Under the Nigerian law, by virtue of Part 19 of the NCAA Consumer Protection Regulations, passengers on Domestic flights are guaranteed certain levels of compensation if they are denied boarding or their flight is delayed, or their flight is cancelled.
You can claim from 25 per cent of the ticket price as compensation, based on the length of your flight delay and the circumstances around the delay.
However, there are certain rules that guide the process. First, it must be for a flight departing and landing within the domestic territory of Nigeria. Again, passenger must have a confirmed reservation on the flight that is delayed. In addition, the passenger must have presented himself for check in at the stipulated time, and if no time stipulated, then not later than 1 hour prior to flight departure time.
Despite the increase in number of delays and flight cancellations in recent times, domestic airline operators in the country had justified the delay and cancellations of domestic flights.
The operators, led by the Chairman of Air Peace, Allen Onyema, had before the Senate Committee on Aviation chaired by Senator Smart Adeyemi, listed the reason for flight disruptions on non-availability and rising cost of aviation fuel and inadequate parking spaces at airports.
Other reasons cited by the operators were non-availability of forex for spare parts and maintenance, sudden change of weather, delay due to VIP movement, inefficient passenger access and facilitation, delayed clearance of spare parts from Customs and inadequate screening and exit points at departure.
THEWILL gathered that, in most cases, airlines do not refund passengers whenever there is flight cancellation due to bad weather or technical glitches.

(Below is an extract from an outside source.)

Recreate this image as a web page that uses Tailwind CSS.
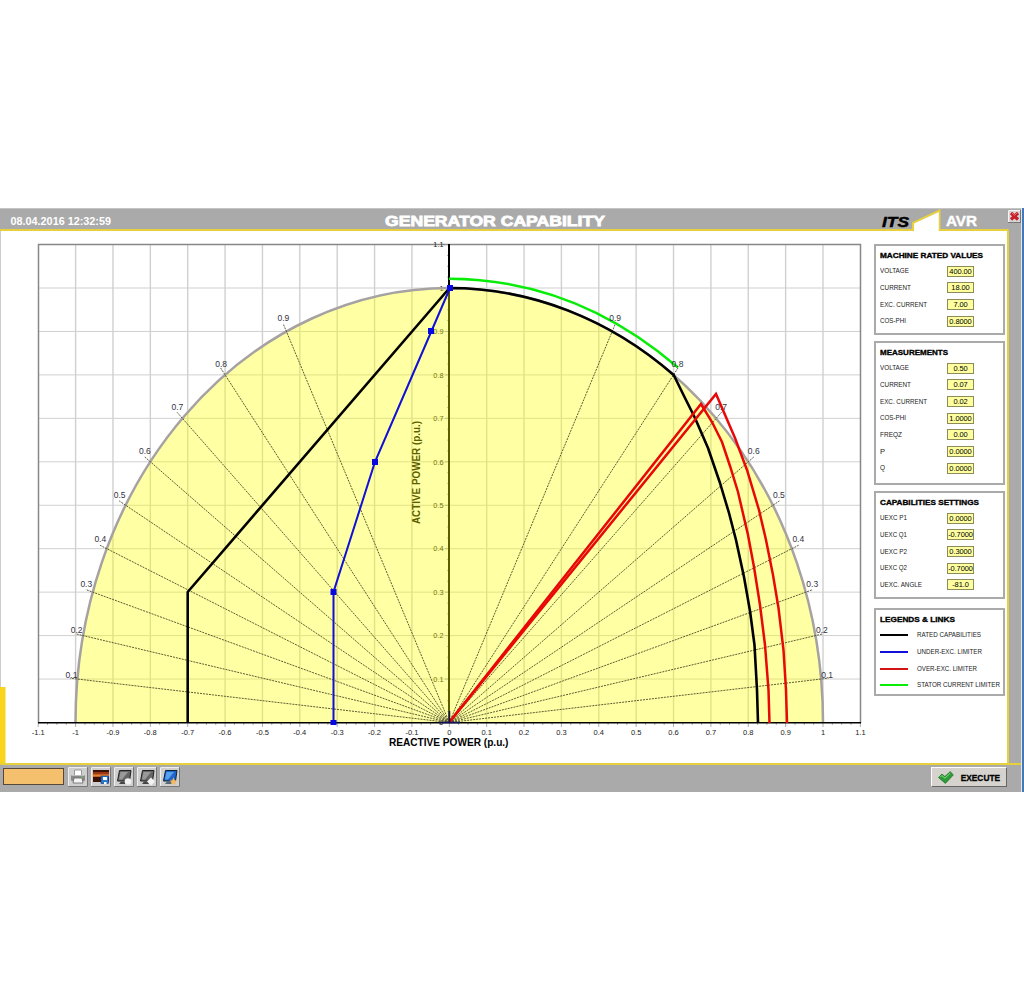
<!DOCTYPE html>
<html lang="en">
<head>
    <meta charset="UTF-8">
    <title>Generator Capability</title>
    <script src="https://cdn.jsdelivr.net/npm/@tailwindcss/browser@4"></script>
</head>
<body class="bg-white w-[1024px] h-[1000px] pt-[208px] overflow-hidden font-['Liberation_Sans',Arial,sans-serif]">
    <div class="flex w-[1024px] h-[584px]">
        <div class="w-[1021px] flex flex-col bg-[#aaaaaa] border-t border-[#c4c4c4]">

            <!-- Header -->
            <header class="flex h-[22px] shrink-0">
                <svg width="1021" height="22" viewBox="0 209 1021 22">
                    <path d="M0 230H913V223L939.5 210.5V230H1008.500" fill="none" stroke="#e6d03c" stroke-width="2"/>
                    <path d="M914 231V223.500L938.800 212V231Z" fill="#fff"/>
                    <g fill="#fff" font-weight="bold">
                        <text x="10.500" y="224.500" font-size="10.500" textLength="100.500" lengthAdjust="spacingAndGlyphs">08.04.2016 12:32:59</text>
                        <text x="385" y="226" font-size="15" textLength="220" lengthAdjust="spacingAndGlyphs" stroke="#fff" stroke-width=".8">GENERATOR CAPABILITY</text>
                        <text x="946" y="226" font-size="15" textLength="31" lengthAdjust="spacingAndGlyphs" stroke="#fff" stroke-width=".4">AVR</text>
                    </g>
                    <text x="882" y="227" font-size="15.500" font-weight="bold" font-style="italic" textLength="27" lengthAdjust="spacingAndGlyphs" stroke="#000" stroke-width=".5">ITS</text>
                    <rect x="1008.500" y="210.500" width="12" height="12" fill="#d8d4d4" stroke="#777"/>
                    <path d="M1008.500 222V210.500H1020" fill="none" stroke="#f4f4f4"/>
                    <path d="M1011 213L1018 219.500M1018 213L1011 219.500" stroke="#c81e28" stroke-width="3.200"/>
                    <path d="M1012 213L1014.500 215.500L1017 213" fill="none" stroke="#f08080" stroke-width=".8"/>
                </svg>
            </header>

            <!-- Chart and side panels -->
            <main class="flex h-[532px] shrink-0 w-[1009px] bg-white border-r-2 border-[#e6d03c] border-l border-l-[#cccccc]">
                <svg id="chart" class="shrink-0 -ml-px" width="874" height="532" viewBox="0 231 874 532">
                    <rect x="0" y="687" width="5.500" height="76" fill="#f8d41c"/>
                    <g id="grid" stroke="#d0d0d0"></g>
                    <path d="M38.500 723V244.500H860.500V723" fill="none" stroke="#888" stroke-width="1.500"/>
                    <g id="ticks" stroke="#999" stroke-width=".8"></g>
                    <path d="M449 244V723" stroke="#000" stroke-width="2"/>
                    <g id="ylabels" fill="#222" font-size="7.300" text-anchor="end"></g>
                    <text transform="translate(420 524) rotate(-90)" font-size="10" font-weight="bold" textLength="103" lengthAdjust="spacingAndGlyphs">ACTIVE POWER (p.u.)</text>
                    <path d="M75.500 722.500A374 434.500 0 0 1 449.500 288A374 434.500 0 0 1 823 722.500Z" fill="#ffff00" fill-opacity=".36"/>
                    <path d="M75.500 722.500A374 434.500 0 0 1 449.500 288A374 434.500 0 0 1 823 722.500" fill="none" stroke="#a6a2a2" stroke-width="2.500"/>
                    <path d="M38 722.800H861" stroke="#000" stroke-width="1.500"/>
                    <g id="xlabels" fill="#222" font-size="7.500" text-anchor="middle"></g>
                    <g id="rays" stroke="#4a4a28" stroke-width=".9" stroke-dasharray="2 1"></g>
                    <path d="M187.700 723V592L449.500 288A374 434.500 0 0 1 673.700 375L684 396L695 418L708 448L720 483L729 513L736 540L744 577L750 611L754.500 645L757 690L758 723" fill="none" stroke="#000" stroke-width="2.600" stroke-linejoin="round"/>
                    <g fill="none" stroke="#e80808" stroke-width="2.500">
                        <path d="M449.500 722L701 404L712 422L722 442L730 466L738 492L748 535L754 567L760 605L765 645L768.500 690L769.500 723"/>
                        <path d="M449.500 722L716 394L735 438L747 470L759 510L766 540L773 575L778.500 608L783.500 650L786 690L787 723"/>
                    </g>
                    <path d="M449.500 711V723M439 722.500H460" stroke="#10105a" stroke-width="1.500"/>
                    <path d="M449 278.800C535 279 611 310 678 367.500" fill="none" stroke="#08ec08" stroke-width="2.500"/>
                    <path d="M333.500 722V592L375 461.800L431.500 331L450 288" fill="none" stroke="#1010d8" stroke-width="2"/>
                    <g fill="#0808e0">
                        <rect x="447" y="285" width="6" height="6"/>
                        <rect x="428" y="328" width="6" height="6"/>
                        <rect x="372" y="459" width="6" height="6"/>
                        <rect x="330.500" y="589" width="6" height="6"/>
                        <rect x="330.500" y="720" width="6" height="5"/>
                    </g>
                    <g id="raylabels" fill="#33333f" font-size="8.500" text-anchor="middle"></g>
                    <text x="389" y="745.500" font-size="10" font-weight="bold" textLength="119.500" lengthAdjust="spacingAndGlyphs">REACTIVE POWER (p.u.)</text>
                </svg>
                <aside id="panels" class="w-[131px] pt-[13px] flex flex-col shrink-0"></aside>
            </main>

            <!-- Toolbar -->
            <footer class="flex items-start flex-1 border-t-2 border-[#e6d03c] pl-[3px] pr-[14px] pt-[3px]">
                <div class="w-[61px] h-[17px] bg-[#f5c06e] border border-[#554838] mr-[4px]"></div>
                <div class="flex gap-[3px] -mt-px">
                    <svg width="20" height="20" viewBox="0 0 20 20">
                        <path d="M.5.5H19.500V19.500H.5Z" fill="#cfcfcf" stroke="#777"/><path d="M.5 19V.5H19" fill="none" stroke="#eee"/>
                        <path d="M6.500 8V3H13.500V8" fill="#fff" stroke="#999"/><rect x="3" y="8" width="14" height="6" rx="1" fill="#888"/>
                        <path d="M3.500 8.500H16.500" stroke="#bbb"/><path d="M6 11H14L15 16H5Z" fill="#f4f4f4" stroke="#666" stroke-width=".8"/><path d="M13 10H15" stroke="#6c6"/>
                    </svg>
                    <svg width="20" height="20" viewBox="0 0 20 20">
                        <path d="M.5.5H19.500V19.500H.5Z" fill="#cfcfcf" stroke="#777"/><path d="M.5 19V.5H19" fill="none" stroke="#eee"/>
                        <rect x="2" y="3" width="16" height="12" fill="#3a1208"/><path d="M2 8.500H18" stroke="#f08030" stroke-width="2.500"/><path d="M2 6H18" stroke="#9c3818" stroke-width="2"/>
                        <rect x="10" y="9" width="7.500" height="7.500" fill="#2878d0" stroke="#103878" stroke-width=".6"/><path d="M12 10H16V13H12ZM13 15H15.500V17H13Z" fill="#fff"/>
                    </svg>
                    <svg width="20" height="20" viewBox="0 0 20 20">
                        <path d="M.5.5H19.500V19.500H.5Z" fill="#cfcfcf" stroke="#777"/><path d="M.5 19V.5H19" fill="none" stroke="#eee"/>
                        <path d="M5.500 3.500H17L15.500 14H3.500Z" fill="#666" stroke="#222"/><path d="M6.500 5H14L8 12.500H5Z" fill="#999"/><path d="M5 17H12L11 14.500H7Z" fill="#444"/>
                        <circle cx="14" cy="14.500" r="3.300" fill="#f2f2f2"/>
                    </svg>
                    <svg width="20" height="20" viewBox="0 0 20 20">
                        <path d="M.5.5H19.500V19.500H.5Z" fill="#cfcfcf" stroke="#777"/><path d="M.5 19V.5H19" fill="none" stroke="#eee"/>
                        <path d="M5.500 3.500H17L15.500 14H3.500Z" fill="#666" stroke="#222"/><path d="M6.500 5H14L8 12.500H5Z" fill="#999"/><path d="M5 17H12L11 14.500H7Z" fill="#444"/>
                        <path d="M14 10.500L18 14.500L14 18.500L10 14.500Z" fill="#f2f2f2"/>
                    </svg>
                    <svg width="20" height="20" viewBox="0 0 20 20">
                        <path d="M.5.5H19.500V19.500H.5Z" fill="#cfcfcf" stroke="#777"/><path d="M.5 19V.5H19" fill="none" stroke="#eee"/>
                        <path d="M5.500 3.500H17L15.500 14H3.500Z" fill="#1c66cc" stroke="#123"/><path d="M6.500 5H14L8 12.500H5Z" fill="#58a0f0"/><path d="M5 17H12L11 14.500H7Z" fill="#567"/>
                        <path d="M13.500 10.500L14.700 13.200L17.500 13.500L15.400 15.300L16 18L13.500 16.500L11 18L11.600 15.300L9.500 13.500L12.300 13.200Z" fill="#f4b860"/>
                    </svg>
                </div>
                <button class="ml-auto -mt-px w-[76px] h-[20px] flex items-center bg-[#d6d2ce] border border-t-white border-l-white border-r-[#666] border-b-[#666] pl-[6px]">
                    <svg width="69" height="17" viewBox="0 0 69 17">
                        <path d="M.5 8.500L4 5L7 7.500L12.500 2.500L15.500 6L7.500 14.500Z" fill="#2f9a38" stroke="#176a22" stroke-width=".7"/>
                        <path d="M2.500 8L4 6.500L7 9.200L12.500 4" fill="none" stroke="#88dc80"/>
                        <text x="23" y="12.500" font-size="9" font-weight="bold" textLength="40" lengthAdjust="spacingAndGlyphs" stroke="#000" stroke-width=".3">EXECUTE</text>
                    </svg>
                </button>
            </footer>
        </div>
        <div class="w-[3px] bg-[#4578b4] border-l border-[#e4e8ee]"></div>
    </div>

    <script>
        const X = v => 449.3 + v * 373.7;
        const Y = v => 722.5 - v * 434.5;
        const put = (id, html) => document.getElementById(id).innerHTML = html;
        const num = v => String(Math.round(v * 10) / 10);

        let grid = "", ticks = "", xl = "", yl = "", rays = "", rl = "";
        for (let i = -10; i <= 10; i++) {
            grid += `<path d="M${X(i / 10)} 245V722" stroke-width="1.4"/>`;
        }
        for (let i = 1; i <= 10; i++) {
            grid += `<path d="M39 ${Y(i / 10)}H860" stroke-width="1"/>`;
        }
        for (let i = -44; i <= 44; i++) {
            ticks += `<path d="M${X(i / 40)} 723v${i % 4 ? 2 : 4}"/>`;
            if (i >= 0) ticks += `<path d="M449 ${Y(i / 40)}h${i % 4 ? -2 : -4}"/>`;
        }
        for (let i = -11; i <= 11; i++) {
            xl += `<text x="${X(i / 10)}" y="734.5">${num(i / 10)}</text>`;
            if (i >= 0) yl += `<text x="443.500" y="${Y(i / 10) + 2.7}">${num(i / 10)}</text>`;
        }

        // cos-phi rays, label offsets from the rim: [dx, baseline y]
        const labels = [[6, 677.5], [6.5, 633], [6.5, 586.5], [6.5, 542], [6, 498], [5.5, 453.5], [5, 409.5], [4, 366.5], [3, 320.5]];
        labels.forEach(([dx, y], i) => {
            const p = (i + 1) / 10, q = Math.sqrt(1 - p * p);
            [-1, 1].forEach(s => {
                rays += `<path d="M${X(0)} ${Y(0)}L${X(s * q * 1.02)} ${Y(p * 1.02)}"/>`;
                rl += `<text x="${X(s * q) + s * dx}" y="${y}">${p}</text>`;
            });
        });
        put("grid", grid); put("ticks", ticks); put("xlabels", xl); put("ylabels", yl); put("rays", rays); put("raylabels", rl);

        // [title, title width, panel height, margin, rows: [label, label width, value]]
        const panels = [
            ["MACHINE RATED VALUES", 103, 91, 6, [["VOLTAGE", 29, "400.00"], ["CURRENT", 31, "18.00"], ["EXC. CURRENT", 47, "7.00"], ["COS-PHI", 26, "0.8000"]]],
            ["MEASUREMENTS", 68, 144, 6, [["VOLTAGE", 29, "0.50"], ["CURRENT", 31, "0.07"], ["EXC. CURRENT", 47, "0.02"], ["COS-PHI", 26, "1.0000"], ["FREQZ", 22, "0.00"], ["P", 5, "0.0000"], ["Q", 5, "0.0000"]]],
            ["CAPABILITIES SETTINGS", 99, 108, 9, [["UEXC P1", 27, "0.0000"], ["UEXC Q1", 27, "-0.7000"], ["UEXC P2", 27, "0.3000"], ["UEXC Q2", 27, "-0.7000"], ["UEXC. ANGLE", 42, "-81.0"]]],
            ["LEGENDS &amp; LINKS", 75, 88, 0, [["RATED CAPABILITIES", 64, null, "#000"], ["UNDER-EXC. LIMITER", 65, null, "#1010d8"], ["OVER-EXC. LIMITER", 60, null, "#d41414"], ["STATOR CURRENT LIMITER", 83, null, "#08ec08"]]]
        ];
        const label = (t, w) => `<svg class="shrink-0 overflow-visible" width="${w}" height="10"><text x="0" y="7.300" font-size="7.200" fill="#222" textLength="${w}" lengthAdjust="spacingAndGlyphs">${t}</text></svg>`;
        put("panels", panels.map(([title, w, h, mb, rows]) => `
            <section class="w-[131px] border-2 border-[#aaaaaa] pl-[4px] shrink-0" style="height:${h}px;margin-bottom:${mb}px">
                <div class="h-[17px] flex items-center"><svg class="overflow-visible" width="${w}" height="12"><text x="0" y="9" font-size="7.800" font-weight="bold" stroke="#000" stroke-width=".35" textLength="${w}" lengthAdjust="spacingAndGlyphs">${title}</text></svg></div>
                ${rows.map(([t, lw, v, c]) => v === null
                    ? `<div class="h-[16.65px] flex items-center gap-[9px]"><div class="w-[28px] h-[2px] shrink-0" style="background:${c}"></div>${label(t, lw)}</div>`
                    : `<div class="h-[16.65px] flex items-center justify-between pr-[29px]">${label(t, lw)}<div class="w-[27px] h-[11px] bg-[#ffffa0] border border-[#8c8c58] text-[7.5px] leading-[9px] flex justify-center whitespace-nowrap tracking-[-0.1px]">${v}</div></div>`).join("")}
            </section>`).join(""));
    </script>
</body>
</html>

It was also gathered that two forms of refund exist: refund can be voluntary, where the customer is refunded 75 per cent of the fare and this occurs when they no longer wish to fly on the service paid for. On the other hand, refunds could come be involuntary when it was the airline that cancelled the flight and the passenger is refunded the full fare, which takes less than one month, depending on the airline.